Aim of the exercise:
Transcribe all of the data exactly. Omit the pictures.
(begin)
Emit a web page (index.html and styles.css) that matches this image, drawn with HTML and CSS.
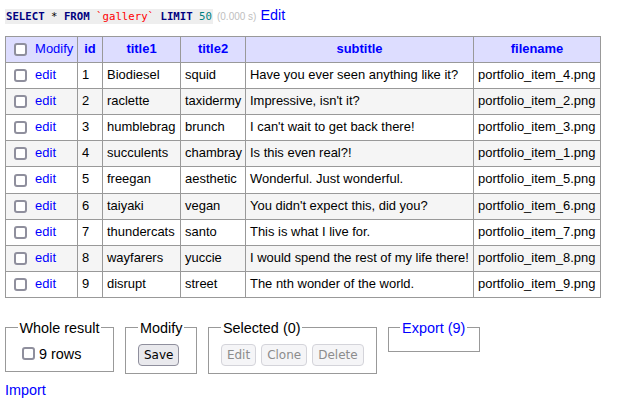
FILE: index.html
```html
<!DOCTYPE html>
<html>
<head>
<meta charset="utf-8">
<link rel="stylesheet" href="styles.css">
</head>
<body>
<p class="query"><code class="sql"><a class="kw">SELECT</a> * <a class="kw">FROM</a> <span class="bac">`gallery`</span> <a class="kw">LIMIT</a> <span class="num">50</span></code> <span class="time">(0.000 s)</span> <a href="#" class="link">Edit</a></p>
<table class="grid">
<colgroup><col class="c-sel"><col class="c-id"><col class="c-t1"><col class="c-t2"><col class="c-sub"><col class="c-file"></colgroup>
<thead>
<tr><th class="sel"><input type="checkbox" class="cb"> <a href="#" class="link">Modify</a></th><th>id</th><th>title1</th><th>title2</th><th>subtitle</th><th>filename</th></tr>
</thead>
<tbody>
<tr><td><input type="checkbox" class="cb"> <a href="#" class="link">edit</a></td><td>1</td><td>Biodiesel</td><td>squid</td><td>Have you ever seen anything like it?</td><td>portfolio_item_4.png</td></tr>
<tr><td><input type="checkbox" class="cb"> <a href="#" class="link">edit</a></td><td>2</td><td>raclette</td><td>taxidermy</td><td>Impressive, isn't it?</td><td>portfolio_item_2.png</td></tr>
<tr><td><input type="checkbox" class="cb"> <a href="#" class="link">edit</a></td><td>3</td><td>humblebrag</td><td>brunch</td><td>I can't wait to get back there!</td><td>portfolio_item_3.png</td></tr>
<tr><td><input type="checkbox" class="cb"> <a href="#" class="link">edit</a></td><td>4</td><td>succulents</td><td>chambray</td><td>Is this even real?!</td><td>portfolio_item_1.png</td></tr>
<tr><td><input type="checkbox" class="cb"> <a href="#" class="link">edit</a></td><td>5</td><td>freegan</td><td>aesthetic</td><td>Wonderful. Just wonderful.</td><td>portfolio_item_5.png</td></tr>
<tr><td><input type="checkbox" class="cb"> <a href="#" class="link">edit</a></td><td>6</td><td>taiyaki</td><td>vegan</td><td>You didn't expect this, did you?</td><td>portfolio_item_6.png</td></tr>
<tr><td><input type="checkbox" class="cb"> <a href="#" class="link">edit</a></td><td>7</td><td>thundercats</td><td>santo</td><td>This is what I live for.</td><td>portfolio_item_7.png</td></tr>
<tr><td><input type="checkbox" class="cb"> <a href="#" class="link">edit</a></td><td>8</td><td>wayfarers</td><td>yuccie</td><td>I would spend the rest of my life there!</td><td>portfolio_item_8.png</td></tr>
<tr><td><input type="checkbox" class="cb"> <a href="#" class="link">edit</a></td><td>9</td><td>disrupt</td><td>street</td><td>The nth wonder of the world.</td><td>portfolio_item_9.png</td></tr>
</tbody>
</table>
<div class="footer">
<fieldset class="box"><legend>Whole result</legend><label class="rows"><input type="checkbox" class="cb cb-inline">9 rows</label></fieldset>
<fieldset class="box"><legend>Modify</legend><div class="btns"><button class="btn">Save</button></div></fieldset>
<fieldset class="box"><legend>Selected (0)</legend><div class="btns"><button class="btn" disabled>Edit</button><button class="btn" disabled>Clone</button><button class="btn" disabled>Delete</button></div></fieldset>
<fieldset class="box empty"><legend><a href="#" class="link">Export (9)</a></legend></fieldset>
</div>
<p class="import"><a href="#" class="link">Import</a></p>
</body>
</html>
```

FILE: styles.css
```css
body {
  margin: 0;
  font: 14.4px/18px "Liberation Sans", Arial, sans-serif;
  color: #000;
  background: #fff;
}
.link { color: #00f; text-decoration: none; }

.query {
  margin: 6px 0 12px 5px;
}
.sql {
  font: 10.7px/10px "DejaVu Sans Mono", monospace;
  background: #eee;
  padding: 1px;
  color: #000;
}
.sql .kw { color: #000080; font-weight: bold; }
.sql .bac { color: red; }
.sql .num { color: #007f7f; }
.time { color: silver; font-size: 10px; line-height: 10px; }

.grid {
  border-collapse: collapse;
  table-layout: fixed;
  width: 596px;
  margin-left: 5px;
  font-size: 12.96px;
  line-height: 16.1px;
}
.c-sel { width: 72px; }
.c-id { width: 25px; }
.c-t1 { width: 78px; }
.c-t2 { width: 65px; }
.c-sub { width: 228px; }
.c-file { width: 127px; }

.grid th, .grid td {
  border: 1px solid #999;
  padding: 4px 4px 5px;
  white-space: nowrap;
  overflow: hidden;
  text-align: left;
}
.grid th {
  background: #ddf;
  color: #00f;
  font-weight: bold;
  text-align: center;
}
.grid th.sel { text-align: left; font-weight: normal; }
.grid tbody tr:nth-child(even) td { background: #f5f5f5; }

.cb {
  -webkit-appearance: none;
  appearance: none;
  display: inline-block;
  box-sizing: border-box;
  width: 13px;
  height: 13px;
  margin: 0 4.5px 0 4px;
  border: 2px solid #8f8f9d;
  border-radius: 3px;
  background: #fff;
  vertical-align: middle;
}

.footer {
  display: flex;
  align-items: flex-start;
  gap: 11px;
  margin: 21px 0 0 5px;
}
.box {
  margin: 0;
  padding: 7px 12px 7px 11.5px;
  border: 1px solid #999;
  min-width: 0;
}
.box legend {
  padding: 0 2px;
  line-height: 18px;
}
.rows {
  display: block;
  line-height: 20px;
}
.cb-inline {
  margin: 0 4.5px 0 4px;
  vertical-align: -1.5px;
}
.btns {
  display: flex;
  gap: 5px;
}
.btn {
  box-sizing: border-box;
  height: 22px;
  padding: 0 5px;
  font: 12px/20px "DejaVu Sans", sans-serif;
  color: #000;
  background: #e9e9ed;
  border: 1px solid #8f8f9d;
  border-radius: 4px;
}
.btn:disabled {
  color: #8c8c8c;
  background: #f5f5f7;
  border-color: #d4d4da;
}

.import {
  margin: 7px 0 0 5px;
}
```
(end)
Full solution:
Emit a web page (index.html and styles.css) that matches this image, drawn with HTML and CSS.
FILE: index.html
```html
<!DOCTYPE html>
<html>
<head>
<meta charset="utf-8">
<link rel="stylesheet" href="styles.css">
</head>
<body>
<p class="query"><code class="sql"><a class="kw">SELECT</a> * <a class="kw">FROM</a> <span class="bac">`gallery`</span> <a class="kw">LIMIT</a> <span class="num">50</span></code> <span class="time">(0.000 s)</span> <a href="#" class="link">Edit</a></p>
<table class="grid">
<colgroup><col class="c-sel"><col class="c-id"><col class="c-t1"><col class="c-t2"><col class="c-sub"><col class="c-file"></colgroup>
<thead>
<tr><th class="sel"><input type="checkbox" class="cb"> <a href="#" class="link">Modify</a></th><th>id</th><th>title1</th><th>title2</th><th>subtitle</th><th>filename</th></tr>
</thead>
<tbody>
<tr><td><input type="checkbox" class="cb"> <a href="#" class="link">edit</a></td><td>1</td><td>Biodiesel</td><td>squid</td><td>Have you ever seen anything like it?</td><td>portfolio_item_4.png</td></tr>
<tr><td><input type="checkbox" class="cb"> <a href="#" class="link">edit</a></td><td>2</td><td>raclette</td><td>taxidermy</td><td>Impressive, isn't it?</td><td>portfolio_item_2.png</td></tr>
<tr><td><input type="checkbox" class="cb"> <a href="#" class="link">edit</a></td><td>3</td><td>humblebrag</td><td>brunch</td><td>I can't wait to get back there!</td><td>portfolio_item_3.png</td></tr>
<tr><td><input type="checkbox" class="cb"> <a href="#" class="link">edit</a></td><td>4</td><td>succulents</td><td>chambray</td><td>Is this even real?!</td><td>portfolio_item_1.png</td></tr>
<tr><td><input type="checkbox" class="cb"> <a href="#" class="link">edit</a></td><td>5</td><td>freegan</td><td>aesthetic</td><td>Wonderful. Just wonderful.</td><td>portfolio_item_5.png</td></tr>
<tr><td><input type="checkbox" class="cb"> <a href="#" class="link">edit</a></td><td>6</td><td>taiyaki</td><td>vegan</td><td>You didn't expect this, did you?</td><td>portfolio_item_6.png</td></tr>
<tr><td><input type="checkbox" class="cb"> <a href="#" class="link">edit</a></td><td>7</td><td>thundercats</td><td>santo</td><td>This is what I live for.</td><td>portfolio_item_7.png</td></tr>
<tr><td><input type="checkbox" class="cb"> <a href="#" class="link">edit</a></td><td>8</td><td>wayfarers</td><td>yuccie</td><td>I would spend the rest of my life there!</td><td>portfolio_item_8.png</td></tr>
<tr><td><input type="checkbox" class="cb"> <a href="#" class="link">edit</a></td><td>9</td><td>disrupt</td><td>street</td><td>The nth wonder of the world.</td><td>portfolio_item_9.png</td></tr>
</tbody>
</table>
<div class="footer">
<fieldset class="box"><legend>Whole result</legend><label class="rows"><input type="checkbox" class="cb cb-inline">9 rows</label></fieldset>
<fieldset class="box"><legend>Modify</legend><div class="btns"><button class="btn">Save</button></div></fieldset>
<fieldset class="box"><legend>Selected (0)</legend><div class="btns"><button class="btn" disabled>Edit</button><button class="btn" disabled>Clone</button><button class="btn" disabled>Delete</button></div></fieldset>
<fieldset class="box empty"><legend><a href="#" class="link">Export (9)</a></legend></fieldset>
</div>
<p class="import"><a href="#" class="link">Import</a></p>
</body>
</html>
```

FILE: styles.css
```css
body {
  margin: 0;
  font: 14.4px/18px "Liberation Sans", Arial, sans-serif;
  color: #000;
  background: #fff;
}
.link { color: #00f; text-decoration: none; }

.query {
  margin: 6px 0 12px 5px;
}
.sql {
  font: 10.7px/10px "DejaVu Sans Mono", monospace;
  background: #eee;
  padding: 1px;
  color: #000;
}
.sql .kw { color: #000080; font-weight: bold; }
.sql .bac { color: red; }
.sql .num { color: #007f7f; }
.time { color: silver; font-size: 10px; line-height: 10px; }

.grid {
  border-collapse: collapse;
  table-layout: fixed;
  width: 596px;
  margin-left: 5px;
  font-size: 12.96px;
  line-height: 16.1px;
}
.c-sel { width: 72px; }
.c-id { width: 25px; }
.c-t1 { width: 78px; }
.c-t2 { width: 65px; }
.c-sub { width: 228px; }
.c-file { width: 127px; }

.grid th, .grid td {
  border: 1px solid #999;
  padding: 4px 4px 5px;
  white-space: nowrap;
  overflow: hidden;
  text-align: left;
}
.grid th {
  background: #ddf;
  color: #00f;
  font-weight: bold;
  text-align: center;
}
.grid th.sel { text-align: left; font-weight: normal; }
.grid tbody tr:nth-child(even) td { background: #f5f5f5; }

.cb {
  -webkit-appearance: none;
  appearance: none;
  display: inline-block;
  box-sizing: border-box;
  width: 13px;
  height: 13px;
  margin: 0 4.5px 0 4px;
  border: 2px solid #8f8f9d;
  border-radius: 3px;
  background: #fff;
  vertical-align: middle;
}

.footer {
  display: flex;
  align-items: flex-start;
  gap: 11px;
  margin: 21px 0 0 5px;
}
.box {
  margin: 0;
  padding: 7px 12px 7px 11.5px;
  border: 1px solid #999;
  min-width: 0;
}
.box legend {
  padding: 0 2px;
  line-height: 18px;
}
.rows {
  display: block;
  line-height: 20px;
}
.cb-inline {
  margin: 0 4.5px 0 4px;
  vertical-align: -1.5px;
}
.btns {
  display: flex;
  gap: 5px;
}
.btn {
  box-sizing: border-box;
  height: 22px;
  padding: 0 5px;
  font: 12px/20px "DejaVu Sans", sans-serif;
  color: #000;
  background: #e9e9ed;
  border: 1px solid #8f8f9d;
  border-radius: 4px;
}
.btn:disabled {
  color: #8c8c8c;
  background: #f5f5f7;
  border-color: #d4d4da;
}

.import {
  margin: 7px 0 0 5px;
}
```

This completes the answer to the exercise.